Visitei em Guelph, junto a Universidade local, um laboratório de desenvolvimento de produtos, um laboratório que serve à iniciativa privada, ao que parece, através de uma instituição que se assemelha a uma fundação, de forma independente, mas com total cooperação da comunidade universitária.
Lembrei-me que o polemico Golbery do Couto e Silva montou a estrutura de um centro de excelência de pesquisa e projetos em Campinas, onde mais de 400 quatrocentos doutores pesquisavam o desenvolviam produtos; hoje praticamente abandonada, com menos de 25% de pesquisadores e sua missão sensivelmente reduzida.
Diante do que já foi, histórica e sinceramente, o alicerce onde assentava a minha crença em uma sociedade mais justa, fico, neste momento, com o discurso da Osmar Serraglio, relator de uma das tantas CPIs, invocando o magistério de Cícero; eu, em relação a nós mesmos, quer quando atuamos como pensadores acadêmicos, quer como eleitores ou eleitos, quanto a frustração de nossas expectativas, quando já descrentes dos sonhos da mocidade.

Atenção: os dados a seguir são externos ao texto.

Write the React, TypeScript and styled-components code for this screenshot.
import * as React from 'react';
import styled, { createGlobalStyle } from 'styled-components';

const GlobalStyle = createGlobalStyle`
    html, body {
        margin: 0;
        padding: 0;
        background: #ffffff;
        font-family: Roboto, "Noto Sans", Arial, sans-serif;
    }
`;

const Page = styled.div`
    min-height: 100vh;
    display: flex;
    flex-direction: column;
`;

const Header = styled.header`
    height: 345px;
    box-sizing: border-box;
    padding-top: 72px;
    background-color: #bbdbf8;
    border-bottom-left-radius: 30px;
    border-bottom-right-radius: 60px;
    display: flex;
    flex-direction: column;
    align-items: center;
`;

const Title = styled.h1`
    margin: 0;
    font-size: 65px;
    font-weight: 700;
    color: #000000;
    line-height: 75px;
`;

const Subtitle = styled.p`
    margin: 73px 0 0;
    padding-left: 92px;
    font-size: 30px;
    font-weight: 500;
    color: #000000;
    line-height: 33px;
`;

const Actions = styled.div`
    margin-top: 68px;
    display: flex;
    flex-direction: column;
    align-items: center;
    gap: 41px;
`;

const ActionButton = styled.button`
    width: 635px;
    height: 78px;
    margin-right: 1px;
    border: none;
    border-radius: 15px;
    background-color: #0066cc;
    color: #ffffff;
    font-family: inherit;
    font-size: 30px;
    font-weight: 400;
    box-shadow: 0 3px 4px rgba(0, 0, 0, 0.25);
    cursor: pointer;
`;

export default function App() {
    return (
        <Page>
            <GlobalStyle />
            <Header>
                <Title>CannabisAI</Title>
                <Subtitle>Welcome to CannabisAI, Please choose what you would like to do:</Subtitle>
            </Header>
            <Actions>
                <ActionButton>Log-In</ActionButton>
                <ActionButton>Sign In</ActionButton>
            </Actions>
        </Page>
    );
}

Louvo-me em Cícero, substituindo Catilina pela Democraria: “Até quando, ó democracia, abusarás da nossa paciência? Por quanto tempo ainda há-de zombar de nós essa tua loucura?
A que extremos se há-de precipitar a tua audácia sem freio? Nem a guarda do Palatino, nem a ronda noturna da cidade, nem os temores do povo, nem a afluência de todos os homens de bem, nem este local tão bem protegido para a reunião do Senado, nem o olhar e o aspecto destes senadores, nada disto conseguiu perturbar-te? Não sentes que os teus planos estão à vista de todos? Não vês que a tua conspiração a têm já dominada todos estes que a conhecem?
Quem, de entre nós, pensas tu que ignora o que fizeste na noite passada e na precedente, em que local estiveste, a quem convocaste, que deliberações foram as tuas?…
…Oh deuses imortais! Em que país do mundo estamos nós, afinal? Que governo é o nosso? Em que cidade vivemos nós?…’ Em homenagem ao Prof. Dr. Sebastião Pinto da Cunha, que de memória deu-me o privilégio de ouvir em latim “a quarta Catilinária”.
J. S. Fagundes Cunha, da Academia de Letras dos Campos Gerais. Doutor em Direito pela UFPR. Juiz de Direito.